[start Source material]

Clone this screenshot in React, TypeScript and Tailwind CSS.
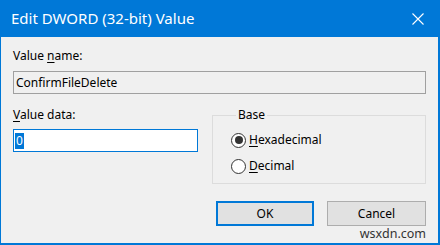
import React from "react";

const font = { fontFamily: '"Noto Sans", "Open Sans", Arial, sans-serif' };

function Radio({ checked }: { checked: boolean }) {
  return (
    <span className="flex h-[15px] w-[15px] items-center justify-center rounded-full border border-[#333333] bg-white">
      {checked && <span className="h-[8px] w-[8px] rounded-full bg-[#333333]" />}
    </span>
  );
}

export default function App() {
  return (
    <div
      className="flex h-[245px] w-[440px] flex-col bg-[#0078d7] pb-[2px] pl-[1px] pr-[2px] text-[12px] text-black"
      style={font}
    >
      <div className="flex h-[37px] items-center justify-between pl-[10px] pr-[14px] text-white">
        <span className="text-[15px] leading-none">Edit DWORD (32-bit) Value</span>
        <svg width="12" height="12" viewBox="0 0 12 12" className="mt-[1px]">
          <path d="M0.5 0.5 L11.5 11.5 M11.5 0.5 L0.5 11.5" stroke="white" strokeWidth="1.1" />
        </svg>
      </div>
      <div className="flex flex-1 flex-col bg-[#f0f0f0] px-[12px] pt-[11px]">
        <div className="leading-[16px]">
          Value <u className="underline-offset-2">n</u>ame:
        </div>
        <div className="mt-[7px] flex h-[23px] items-center border border-[#a0a0a0] bg-[#f0f0f0] pl-[2px] leading-none">
          ConfirmFileDelete
        </div>
        <div className="mt-[13px] flex gap-[14px]">
          <div className="flex w-[185px] flex-col">
            <div className="leading-[16px]">
              <u className="underline-offset-2">V</u>alue data:
            </div>
            <div className="mt-[6px] flex h-[23px] items-center border border-[#0078d7] bg-white pl-[1px]">
              <span className="bg-[#0078d7] px-[1px] leading-[16px] text-white">0</span>
            </div>
          </div>
          <fieldset className="flex h-[77px] flex-1 flex-col border border-[#dcdcdc] pl-[18px] pt-[9px]">
            <legend className="ml-[5px] px-[2px] leading-[16px]">Base</legend>
            <label className="flex items-center gap-[3px] leading-[16px]">
              <Radio checked />
              <span>
                <u className="underline-offset-2">H</u>exadecimal
              </span>
            </label>
            <label className="mt-[10px] flex items-center gap-[3px] leading-[16px]">
              <Radio checked={false} />
              <span>
                <u className="underline-offset-2">D</u>ecimal
              </span>
            </label>
          </fieldset>
        </div>
        <div className="mt-[17px] flex justify-end gap-[13px]">
          <button className="h-[25px] w-[98px] border-2 border-[#0078d7] bg-[#e1e1e1] leading-none">OK</button>
          <button className="h-[25px] w-[99px] border border-[#adadad] bg-[#e1e1e1] leading-none">Cancel</button>
        </div>
        <div className="flex justify-end pt-[1px] text-[12.5px] leading-[14px] text-[#333333]">wsxdn.com</div>
      </div>
    </div>
  );
}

[end Source material]

* _Exercise objective_: Copy the material above exactly and drop the pictures.

* _The response_:
Clone this screenshot in React, TypeScript and Tailwind CSS.
import React from "react";

const font = { fontFamily: '"Noto Sans", "Open Sans", Arial, sans-serif' };

function Radio({ checked }: { checked: boolean }) {
  return (
    <span className="flex h-[15px] w-[15px] items-center justify-center rounded-full border border-[#333333] bg-white">
      {checked && <span className="h-[8px] w-[8px] rounded-full bg-[#333333]" />}
    </span>
  );
}

export default function App() {
  return (
    <div
      className="flex h-[245px] w-[440px] flex-col bg-[#0078d7] pb-[2px] pl-[1px] pr-[2px] text-[12px] text-black"
      style={font}
    >
      <div className="flex h-[37px] items-center justify-between pl-[10px] pr-[14px] text-white">
        <span className="text-[15px] leading-none">Edit DWORD (32-bit) Value</span>
        <svg width="12" height="12" viewBox="0 0 12 12" className="mt-[1px]">
          <path d="M0.5 0.5 L11.5 11.5 M11.5 0.5 L0.5 11.5" stroke="white" strokeWidth="1.1" />
        </svg>
      </div>
      <div className="flex flex-1 flex-col bg-[#f0f0f0] px-[12px] pt-[11px]">
        <div className="leading-[16px]">
          Value <u className="underline-offset-2">n</u>ame:
        </div>
        <div className="mt-[7px] flex h-[23px] items-center border border-[#a0a0a0] bg-[#f0f0f0] pl-[2px] leading-none">
          ConfirmFileDelete
        </div>
        <div className="mt-[13px] flex gap-[14px]">
          <div className="flex w-[185px] flex-col">
            <div className="leading-[16px]">
              <u className="underline-offset-2">V</u>alue data:
            </div>
            <div className="mt-[6px] flex h-[23px] items-center border border-[#0078d7] bg-white pl-[1px]">
              <span className="bg-[#0078d7] px-[1px] leading-[16px] text-white">0</span>
            </div>
          </div>
          <fieldset className="flex h-[77px] flex-1 flex-col border border-[#dcdcdc] pl-[18px] pt-[9px]">
            <legend className="ml-[5px] px-[2px] leading-[16px]">Base</legend>
            <label className="flex items-center gap-[3px] leading-[16px]">
              <Radio checked />
              <span>
                <u className="underline-offset-2">H</u>exadecimal
              </span>
            </label>
            <label className="mt-[10px] flex items-center gap-[3px] leading-[16px]">
              <Radio checked={false} />
              <span>
                <u className="underline-offset-2">D</u>ecimal
              </span>
            </label>
          </fieldset>
        </div>
        <div className="mt-[17px] flex justify-end gap-[13px]">
          <button className="h-[25px] w-[98px] border-2 border-[#0078d7] bg-[#e1e1e1] leading-none">OK</button>
          <button className="h-[25px] w-[99px] border border-[#adadad] bg-[#e1e1e1] leading-none">Cancel</button>
        </div>
        <div className="flex justify-end pt-[1px] text-[12.5px] leading-[14px] text-[#333333]">wsxdn.com</div>
      </div>
    </div>
  );
}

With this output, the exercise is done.